(TASK DETAILS): Reproduce the material word for word; the images stay out.

==*==

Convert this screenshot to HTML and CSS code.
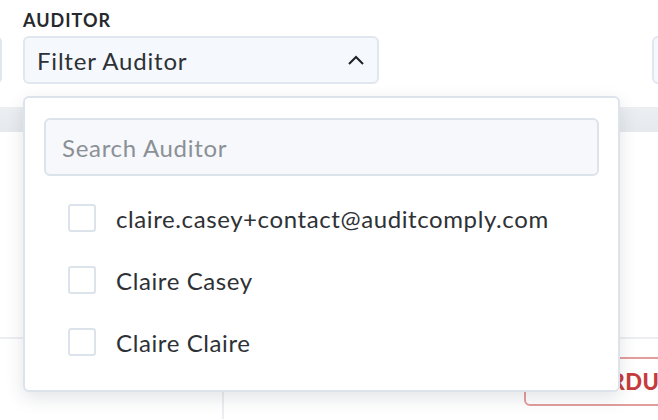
FILE: index.html
```html
<!DOCTYPE html>
<html>
<head>
<meta charset="utf-8">
<link rel="stylesheet" href="styles.css">
</head>
<body>
<div class="page">
  <div class="filters">
    <div class="filter filter-prev">
      <div class="label">&nbsp;</div>
      <div class="select"></div>
    </div>
    <div class="filter filter-main">
      <div class="label">AUDITOR</div>
      <div class="select open">
        <span class="select-text">Filter Auditor</span>
        <svg class="chev" width="18" height="12" viewBox="0 0 18 12"><path d="M2 10 L9 3 L16 10" fill="none" stroke="#1f2226" stroke-width="2"/></svg>
      </div>
      <div class="dropdown">
        <div class="search">Search Auditor</div>
        <ul class="options">
          <li class="option"><span class="box"></span><span>claire.casey+contact@auditcomply.com</span></li>
          <li class="option"><span class="box"></span><span>Claire Casey</span></li>
          <li class="option"><span class="box"></span><span>Claire Claire</span></li>
        </ul>
      </div>
    </div>
    <div class="filter filter-next">
      <div class="label">&nbsp;</div>
      <div class="select"></div>
    </div>
  </div>
  <div class="table">
    <div class="thead"></div>
    <div class="row row-first"></div>
    <div class="row row-second">
      <div class="cell c1"></div>
      <div class="cell c2"></div>
      <div class="cell c3"><span class="badge">OVERDUE</span></div>
    </div>
  </div>
</div>
</body>
</html>
```
FILE: styles.css
```css
* { box-sizing: border-box; }
html, body { margin: 0; padding: 0; background: #fff; }
body { font-family: Lato, "Open Sans", sans-serif; color: #2c2f33; overflow: hidden; width: 658px; height: 420px; }
.page { width: 658px; }
.filters { display: flex; gap: 21px; margin-left: -300px; padding-top: 10px; }
.filter { position: relative; flex: none; }
.filter-prev { width: 302px; }
.filter-main { width: 356px; }
.filter-next { width: 300px; margin-left: 252px; }
.label { font-size: 18px; font-weight: 700; line-height: 20px; height: 20px; margin-bottom: 6px; letter-spacing: 1px; color: #26292d; }
.select { height: 48px; border: 2px solid #e1e7ee; border-radius: 6px; background: #f5f9fd; display: flex; align-items: center; justify-content: space-between; padding: 0 12px 0 12px; }
.select-text { font-size: 24px; letter-spacing: 0.8px; color: #2e3135; }
.chev { display: block; }
.dropdown { position: absolute; top: 86px; left: 0; width: 597px; height: 296px; background: #fff; border: 2px solid #dde3eb; border-radius: 6px; box-shadow: 0 6px 18px rgba(40, 50, 70, 0.13); padding: 20px 19px 0 19px; z-index: 5; }
.search { height: 58px; border: 2px solid #dde3ea; border-radius: 6px; background: #f6f8fb; font-size: 24px; letter-spacing: 0.7px; color: #8b9096; display: flex; align-items: center; padding-left: 16px; }
.options { list-style: none; margin: 11px 0 0 0; padding: 0; }
.option { height: 62px; display: flex; align-items: center; gap: 20px; padding-left: 24px; font-size: 24px; color: #2e3135; letter-spacing: 0.6px; }
.box { width: 28px; height: 28px; border: 2px solid #dde3ea; border-radius: 3px; background: #fff; flex: none; }
.table { margin-top: 23px; }
.thead { height: 25px; background: linear-gradient(#eceff2, #e6e9ed); }
.row-first { height: 207px; border-bottom: 2px solid #eceef1; }
.row-second { display: flex; height: 80px; }
.cell { height: 100%; flex: none; }
.c1 { width: 224px; border-right: 2px solid #eceef1; }
.c2 { width: 300px; }
.c3 { flex: 1 1 auto; min-width: 0; overflow: hidden; padding-top: 18px; }
.badge { display: inline-block; width: 200px; height: 49px; border: 2px solid #e39d9d; border-radius: 6px; color: #c63c3c; font-weight: 900; font-size: 22px; line-height: 45px; padding-left: 38px; letter-spacing: 0.4px; white-space: nowrap; }
```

==*==

(FINAL RESULT):
Convert this screenshot to HTML and CSS code.
FILE: index.html
```html
<!DOCTYPE html>
<html>
<head>
<meta charset="utf-8">
<link rel="stylesheet" href="styles.css">
</head>
<body>
<div class="page">
  <div class="filters">
    <div class="filter filter-prev">
      <div class="label">&nbsp;</div>
      <div class="select"></div>
    </div>
    <div class="filter filter-main">
      <div class="label">AUDITOR</div>
      <div class="select open">
        <span class="select-text">Filter Auditor</span>
        <svg class="chev" width="18" height="12" viewBox="0 0 18 12"><path d="M2 10 L9 3 L16 10" fill="none" stroke="#1f2226" stroke-width="2"/></svg>
      </div>
      <div class="dropdown">
        <div class="search">Search Auditor</div>
        <ul class="options">
          <li class="option"><span class="box"></span><span>claire.casey+contact@auditcomply.com</span></li>
          <li class="option"><span class="box"></span><span>Claire Casey</span></li>
          <li class="option"><span class="box"></span><span>Claire Claire</span></li>
        </ul>
      </div>
    </div>
    <div class="filter filter-next">
      <div class="label">&nbsp;</div>
      <div class="select"></div>
    </div>
  </div>
  <div class="table">
    <div class="thead"></div>
    <div class="row row-first"></div>
    <div class="row row-second">
      <div class="cell c1"></div>
      <div class="cell c2"></div>
      <div class="cell c3"><span class="badge">OVERDUE</span></div>
    </div>
  </div>
</div>
</body>
</html>
```
FILE: styles.css
```css
* { box-sizing: border-box; }
html, body { margin: 0; padding: 0; background: #fff; }
body { font-family: Lato, "Open Sans", sans-serif; color: #2c2f33; overflow: hidden; width: 658px; height: 420px; }
.page { width: 658px; }
.filters { display: flex; gap: 21px; margin-left: -300px; padding-top: 10px; }
.filter { position: relative; flex: none; }
.filter-prev { width: 302px; }
.filter-main { width: 356px; }
.filter-next { width: 300px; margin-left: 252px; }
.label { font-size: 18px; font-weight: 700; line-height: 20px; height: 20px; margin-bottom: 6px; letter-spacing: 1px; color: #26292d; }
.select { height: 48px; border: 2px solid #e1e7ee; border-radius: 6px; background: #f5f9fd; display: flex; align-items: center; justify-content: space-between; padding: 0 12px 0 12px; }
.select-text { font-size: 24px; letter-spacing: 0.8px; color: #2e3135; }
.chev { display: block; }
.dropdown { position: absolute; top: 86px; left: 0; width: 597px; height: 296px; background: #fff; border: 2px solid #dde3eb; border-radius: 6px; box-shadow: 0 6px 18px rgba(40, 50, 70, 0.13); padding: 20px 19px 0 19px; z-index: 5; }
.search { height: 58px; border: 2px solid #dde3ea; border-radius: 6px; background: #f6f8fb; font-size: 24px; letter-spacing: 0.7px; color: #8b9096; display: flex; align-items: center; padding-left: 16px; }
.options { list-style: none; margin: 11px 0 0 0; padding: 0; }
.option { height: 62px; display: flex; align-items: center; gap: 20px; padding-left: 24px; font-size: 24px; color: #2e3135; letter-spacing: 0.6px; }
.box { width: 28px; height: 28px; border: 2px solid #dde3ea; border-radius: 3px; background: #fff; flex: none; }
.table { margin-top: 23px; }
.thead { height: 25px; background: linear-gradient(#eceff2, #e6e9ed); }
.row-first { height: 207px; border-bottom: 2px solid #eceef1; }
.row-second { display: flex; height: 80px; }
.cell { height: 100%; flex: none; }
.c1 { width: 224px; border-right: 2px solid #eceef1; }
.c2 { width: 300px; }
.c3 { flex: 1 1 auto; min-width: 0; overflow: hidden; padding-top: 18px; }
.badge { display: inline-block; width: 200px; height: 49px; border: 2px solid #e39d9d; border-radius: 6px; color: #c63c3c; font-weight: 900; font-size: 22px; line-height: 45px; padding-left: 38px; letter-spacing: 0.4px; white-space: nowrap; }
```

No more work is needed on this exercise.